Pharrell Williams's appointment as creative director of Louis Vuitton menswear is part of a general shift in the fashion industry (Credit: Getty Images)

Pharrell Williams’s appointment as creative director of Louis Vuitton menswear is part of a general shift in the fashion industry (Credit: Getty Images)

Dapper Dan notes that Europeans embraced his work even before middle and upper-class black communities accepted it. “Europeans said, ‘Look at what he took from here and made completely new”, Day says. “So when you go back to the 80s, you will see me in European magazines before I even appeared in a black publication.”

Paid in full

In the early 90s, Dapper Dan was forced to close his shop, after Fendi took legal action. “I had to go underground for 29 years, but I never stopped,” he says. Now, Day frequently works with those same labels that once overlooked its black customers, including Gucci, who announced a collaboration with Day in 2017. “That was a major move,” Day says. “Gucci, an international luxury brand, came to Harlem and allowed a designer from [the inner city] to have his own atelier to further this whole idea of hip hop fashion.”
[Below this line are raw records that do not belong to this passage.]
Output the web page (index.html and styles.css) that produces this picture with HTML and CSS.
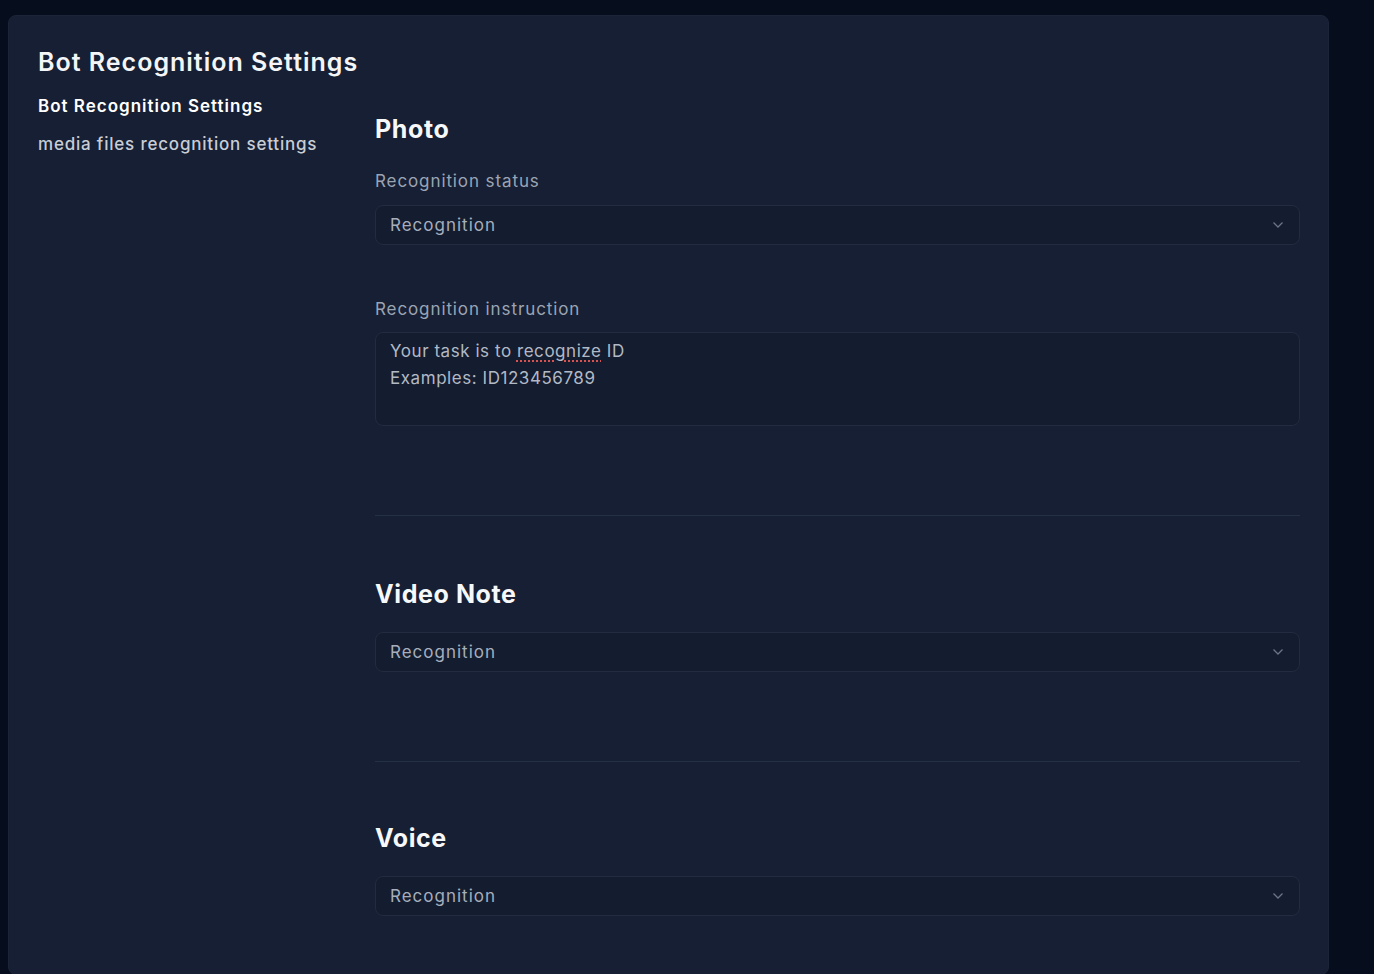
FILE: index.html
```html
<!DOCTYPE html>
<html lang="en">
<head>
<meta charset="utf-8">
<title>Bot Recognition Settings</title>
<link rel="stylesheet" href="styles.css">
</head>
<body>
<div class="card">
  <h1 class="page-title">Bot Recognition Settings</h1>
  <div class="layout">
    <nav class="sidebar">
      <a class="nav-item active">Bot Recognition Settings</a>
      <a class="nav-item">media files recognition settings</a>
    </nav>
    <main class="content">
      <section class="section first">
        <h2 class="section-title">Photo</h2>
        <div class="field">
          <div class="label">Recognition status</div>
          <div class="select">
            <span>Recognition</span>
            <svg class="chev" width="12" height="8" viewBox="0 0 12 8"><path d="M1.5 1.5 L6 6 L10.5 1.5" fill="none" stroke="currentColor" stroke-width="1.3"/></svg>
          </div>
        </div>
        <div class="field">
          <div class="label">Recognition instruction</div>
          <div class="textarea">
            <div>Your task is to <span class="spell">recognize</span> ID</div>
            <div>Examples: ID123456789</div>
          </div>
        </div>
      </section>
      <section class="section">
        <h2 class="section-title">Video Note</h2>
        <div class="select">
          <span>Recognition</span>
          <svg class="chev" width="12" height="8" viewBox="0 0 12 8"><path d="M1.5 1.5 L6 6 L10.5 1.5" fill="none" stroke="currentColor" stroke-width="1.3"/></svg>
        </div>
      </section>
      <section class="section last">
        <h2 class="section-title">Voice</h2>
        <div class="select">
          <span>Recognition</span>
          <svg class="chev" width="12" height="8" viewBox="0 0 12 8"><path d="M1.5 1.5 L6 6 L10.5 1.5" fill="none" stroke="currentColor" stroke-width="1.3"/></svg>
        </div>
      </section>
    </main>
  </div>
</div>
</body>
</html>
```
FILE: styles.css
```css
* { box-sizing: border-box; }
html, body { height: 100%; }
body {
  margin: 0;
  padding: 15px 45px 0 8px;
  background: #060e1d;
  font-family: Inter, "Open Sans", sans-serif;
  overflow: hidden;
}
.card {
  background: #161f33;
  border: 1px solid #1b2438;
  border-radius: 8px;
  padding: 30px 28px 30px 29px;
  min-height: 959px;
}
.page-title {
  margin: 0;
  font-size: 25px;
  line-height: 32px;
  font-weight: 600;
  color: #f4f5f7;
  letter-spacing: 1px;
}
.layout {
  display: flex;
  margin-top: 16px;
}
.sidebar {
  width: 337px;
  flex: none;
  display: flex;
  flex-direction: column;
  gap: 14px;
}
.nav-item {
  font-size: 17px;
  line-height: 24px;
  color: #c8cdd6;
  font-weight: 500;
  letter-spacing: 0.8px;
}
.nav-item.active {
  color: #ffffff;
  font-weight: 600;
  letter-spacing: 1px;
}
.content {
  flex: 1;
  min-width: 0;
  margin-top: -2px;
}
.section {
  padding: 63px 0 89px;
  border-bottom: 1px solid #243046;
}
.section.first { padding-top: 22px; }
.section.last { border-bottom: none; padding-top: 61px; padding-bottom: 28px; }
.section-title {
  margin: 0 0 23px;
  font-size: 25px;
  line-height: 30px;
  font-weight: 700;
  color: #f7f8fa;
  letter-spacing: 0.6px;
}
.field + .field { margin-top: 53px; }
.field .label {
  font-size: 17px;
  line-height: 22px;
  color: #9ba4b3;
  margin-top: 26px;
  margin-bottom: 13px;
  letter-spacing: 0.9px;
}
.field + .field .label { margin-top: 0; margin-bottom: 12px; }
.section.first .section-title { margin-bottom: 0; }
.select {
  height: 40px;
  border: 1px solid #222b3f;
  border-radius: 8px;
  background: #141c2f;
  display: flex;
  align-items: center;
  justify-content: space-between;
  padding: 0 15px 0 14px;
  font-size: 17px;
  color: #a6aebc;
  letter-spacing: 1px;
}
.chev { color: #6c7487; }
.textarea {
  height: 94px;
  border: 1px solid #222b3f;
  border-radius: 8px;
  background: #141c2f;
  padding: 5px 14px;
  font-size: 17px;
  line-height: 27px;
  color: #b2b9c5;
  letter-spacing: 0.55px;
}
.spell {
  text-decoration: underline dotted #d9524f;
  text-decoration-thickness: 2px;
  text-underline-offset: 3px;
}
```
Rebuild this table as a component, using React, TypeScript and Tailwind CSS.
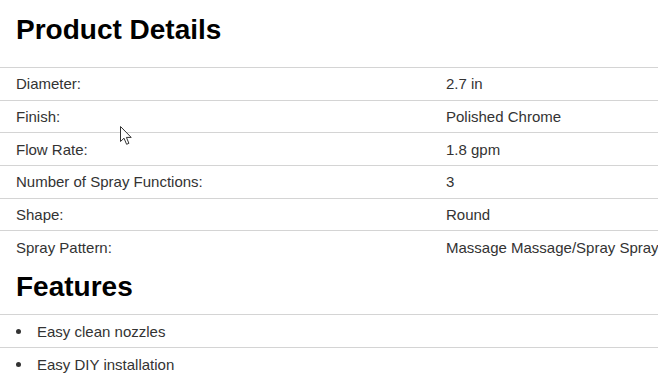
import React from "react";

const rows: [string, string][] = [
  ["Diameter:", "2.7 in"],
  ["Finish:", "Polished Chrome"],
  ["Flow Rate:", "1.8 gpm"],
  ["Number of Spray Functions:", "3"],
  ["Shape:", "Round"],
  ["Spray Pattern:", "Massage Massage/Spray Spray"],
];

const features = ["Easy clean nozzles", "Easy DIY installation"];

export default function App() {
  return (
    <div
      className="relative w-[658px] h-[386px] overflow-hidden bg-white text-[#333]"
      style={{ fontFamily: '"Liberation Sans", Arial, sans-serif' }}
    >
      <h1 className="pl-4 pt-[13.5px] mb-[21.3px] text-[28px] leading-[32.2px] font-bold text-black">
        Product Details
      </h1>
      <div className="flex flex-col">
        {rows.map(([k, v]) => (
          <div
            key={k}
            className="grid grid-cols-[430px_1fr] h-[32.67px] border-t border-[#d4d4d4] items-center text-[15px] leading-[17px] whitespace-nowrap"
          >
            <div className="pl-4">{k}</div>
            <div className="pl-4">{v}</div>
          </div>
        ))}
      </div>
      <h2 className="pl-4 mt-[8px] mb-[11px] text-[28px] leading-[32.2px] font-bold text-black">
        Features
      </h2>
      <ul className="flex flex-col">
        {features.map((f) => (
          <li
            key={f}
            className="flex items-center h-[33px] border-t border-[#d4d4d4] text-[15px] leading-[17px]"
          >
            <span className="ml-4 w-[5px] h-[5px] rounded-full bg-[#333]" />
            <span className="ml-[16px]">{f}</span>
          </li>
        ))}
      </ul>
      <svg
        className="absolute left-[120px] top-[126px]"
        width="13"
        height="20"
        viewBox="0 0 13 20"
      >
        <path
          d="M0.5 0.5 L0.5 15.5 L4 12.2 L6.6 18.3 L8.9 17.3 L6.4 11.4 L11.2 11.4 Z"
          fill="#fff"
          stroke="#333"
          strokeWidth="1"
          strokeLinejoin="round"
        />
      </svg>
    </div>
  );
}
These labels now collaborate with many contemporary hip-hop musicians and designers associated with the scene, and put them in leadership roles, as Louis Vuitton has done with Pharrell Williams.  His predecessor Abloh was also known for his close ties to hip hop, and his fashion label, Off-White, has been worn by many contemporary rappers. This shift marks a new period in history. Rather than black hip-hop musicians simply wearing and endorsing the designs of white-owned brands, they are now creating their own pieces, and also having a direct say in what is being produced by the fashion houses they’ve long loved. “When people think of hip hop, they think just music, but they don’t really understand that hip hop is a culture,” says Sotheby’s Hatton. “It’s music and art and fashion and all sorts of different things intertwined. The people involved in music were having an impact on the fashion, and the people making the fashion were having an impact on the art.”